Cryptocurrency

Crypto will die a natural death as investors turn to other assets: PM’s advisory council member

Cryptocurrency is likely to die a natural death with its lure ebbing fast as inflation leads to a rise in interest rates and people turn to other assets to invest in, a member of the Prime Minister’s Economic Advisory Council (EAC) said.

“Because of inflation, interest rates started to go up, so they (people) began to have other assets to invest in and people started pulling out of cryptocurrencies. I believe that crypto will die its own natural death, just as the tulip mania did as it is no longer attractive unless we again retreat to an extended zero interest rate regime in the advanced economies. It will become a non-issue,” PM-EAC part-time member Rakesh Mohan told Moneycontrol.

With interest rates rising, fixed income has become attractive again as an asset class globally. In a rising interest rate regime, the short-term rates, including those on the money market instruments, go up. With an increase in bond yields, thanks to the policy rate hikes by the RBI, the overall outlook for fixed-income return improves. Debt schemes with short-maturity profiles tend to benefit and are likely to deliver better returns.

“Crypto grew because we had near-zero interest rates in developed countries for an extended period so people were searching for higher returns. In my view there has been excessive attention to crypto in recent years, worldwide,” he said.

Amid the turmoil in the cryptocurrency market, India is working with the Financial Stability Board (FSB) so that a consensus on a roadmap for regulating virtual assets could be agreed upon during India’s G-20 presidency itself.

Crypto assets are self-referential instruments and do not strictly pass the test of being a financial asset because they have no intrinsic cash flows attached to them.
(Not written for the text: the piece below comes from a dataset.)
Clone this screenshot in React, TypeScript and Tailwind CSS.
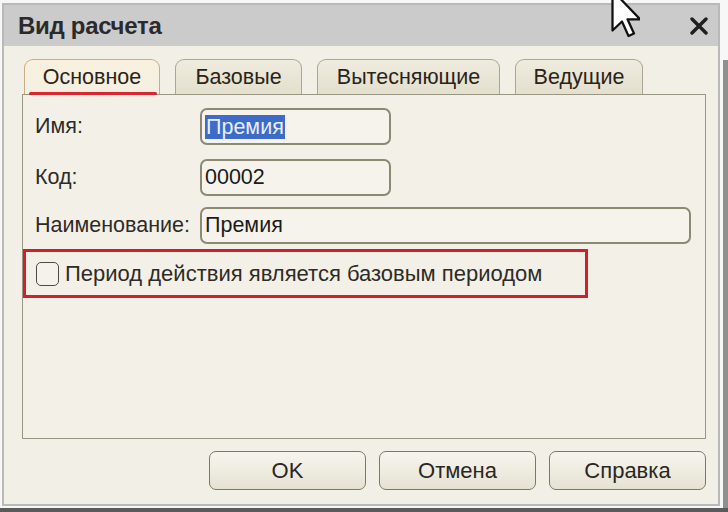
import React from "react"

const tabs = [
  { label: "Основное", w: "w-[136px]", active: true },
  { label: "Базовые", w: "w-[127px]" },
  { label: "Вытесняющие", w: "w-[183px]" },
  { label: "Ведущие", w: "w-[128px]" },
]

function Field({ label, value, wide, selected }: { label: string; value: string; wide?: boolean; selected?: boolean }) {
  return (
    <div className="flex items-center">
      <span className="w-[165px] shrink-0 text-[21.5px] text-[#2e2b26]">{label}</span>
      <div
        className={`${wide ? "w-[491px]" : "w-[191px]"} h-[37px] rounded-[7px] border-2 border-[#8d8872] bg-[#f5f3ec] flex items-center px-[3px] text-[21.5px] text-[#1d1b17]`}
      >
        {selected ? <span className="bg-[#3d6cc8] text-[#e8eefc] leading-[24px] px-[1px]">{value}</span> : value}
      </div>
    </div>
  )
}

export default function App() {
  return (
    <div className="relative w-[728px] h-[512px] overflow-hidden bg-[#f7f7f7] font-['Liberation_Sans',sans-serif]">
      <div className="ml-[2px] mt-[3px] w-[718px] h-[503px] border-2 border-[#b9b9b9] bg-[#f2f0e6] flex flex-col">
        {/* title bar */}
        <div className="h-[41px] shrink-0 bg-[#cbcbcb] flex items-center justify-between pl-[14px] pr-[10px]">
          <span className="text-[24px] font-bold text-[#2a2a2a] tracking-[-0.3px]">Вид расчета</span>
          <svg width="18" height="18" viewBox="0 0 18 18">
            <path d="M2 2 L16 16 M16 2 L2 16" stroke="#1f1f1f" strokeWidth="3.4" strokeLinecap="round" />
          </svg>
        </div>

        <div className="flex-1 pl-[18px] pt-[13px] flex flex-col">
          {/* tabs */}
          <div className="flex gap-[15px] pl-[2px] h-[35px]">
            {tabs.map((t) => (
              <div
                key={t.label}
                className={`${t.w} relative rounded-t-[9px] border border-b-0 flex items-center justify-center text-[21.5px] text-[#2a2418] ${
                  t.active
                    ? "border-[#c9ae85] bg-gradient-to-b from-[#f8f1de] to-[#f4efe2]"
                    : "border-[#aaa595] bg-gradient-to-b from-[#efebde] to-[#e4e0cf]"
                }`}
              >
                {t.label}
                {t.active && <div className="absolute left-[4px] right-[2px] bottom-[-1px] h-[3px] rounded-full bg-[#d8262c]" />}
              </div>
            ))}
          </div>

          {/* panel */}
          <div className="h-[345px] w-[684px] border-[1.5px] border-[#9b9682] bg-[#f3f1e7] pt-[13px] flex flex-col">
            <div className="pl-[12px] flex flex-col gap-[14px]">
              <Field label="Имя:" value="Премия" selected />
              <Field label="Код:" value="00002" />
            </div>
            <div className="pl-[12px] mt-[11px]">
              <Field label="Наименование:" value="Премия" wide />
            </div>
            <div className="mt-[5px] w-[565px] h-[49px] border-[3px] border-[#d0212a] flex items-center pl-[10px]">
              <div className="w-[23px] h-[24px] rounded-[5px] border-[1.5px] border-[#4a4a48] bg-[#f4f2ea]" />
              <span className="ml-[6px] text-[22px] text-[#2e2b26]">Период действия является базовым периодом</span>
            </div>
          </div>

          {/* buttons */}
          <div className="mt-[12px] w-[684px] flex justify-end gap-[13px]">
            {["OK", "Отмена", "Справка"].map((b) => (
              <div
                key={b}
                className="w-[157px] h-[39px] rounded-[7px] border-[1.5px] border-[#7d7862] bg-gradient-to-b from-[#f7f5ee] to-[#e6e2d3] flex items-center justify-center text-[22px] text-[#2a2722]"
              >
                {b}
              </div>
            ))}
          </div>
        </div>
      </div>

      {/* backdrop edges */}
      <div className="absolute right-0 top-[60px] bottom-0 w-[5px] bg-[#8f8f8f]" />
      <div className="absolute left-0 right-0 bottom-0 h-[4px] bg-[#5b5b5b]" />

      {/* mouse pointer */}
      <svg className="absolute left-[610px] top-[-12px]" width="30" height="50" viewBox="0 0 12 20">
        <path d="M1 1 L1 17 L4.8 13.4 L7.4 19.2 L9.6 18.2 L7 12.5 L12 12.5 Z" fill="#fff" stroke="#111" strokeWidth="0.9" strokeLinejoin="round" />
      </svg>
    </div>
  )
}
US regulators have disqualified Bitcoin, Ether and various other crypto assets as securities.

“Cryptocurrencies have no backing whatsoever against the central bank assets that have to match liabilities. Every central bank currency has backing, and every rupee, dollar and yen is backed by some assets. Crypto is fictitious, speculative with no value behind it,” Mohan said.

Mohan, who served as former RBI deputy governor from 2002-09, is also the President and Distinguished Fellow at the Centre for Social and Economic Progress.

India is looking to build an international consensus on the regulation of these assets, with the argument being that only a global collaboration would be effective given the cross-border scale, scope, and challenges presented by crypto.

Members of the G20 agree that a globally coordinated understanding would be required not only to deal with the challenges posed by crypto assets but also to regulate them. During India’s presidency of the G20, a ‘synthesis paper’ will be taken up on matters related to crypto assets, Union Finance Minister Nirmala Sitharaman had said earlier.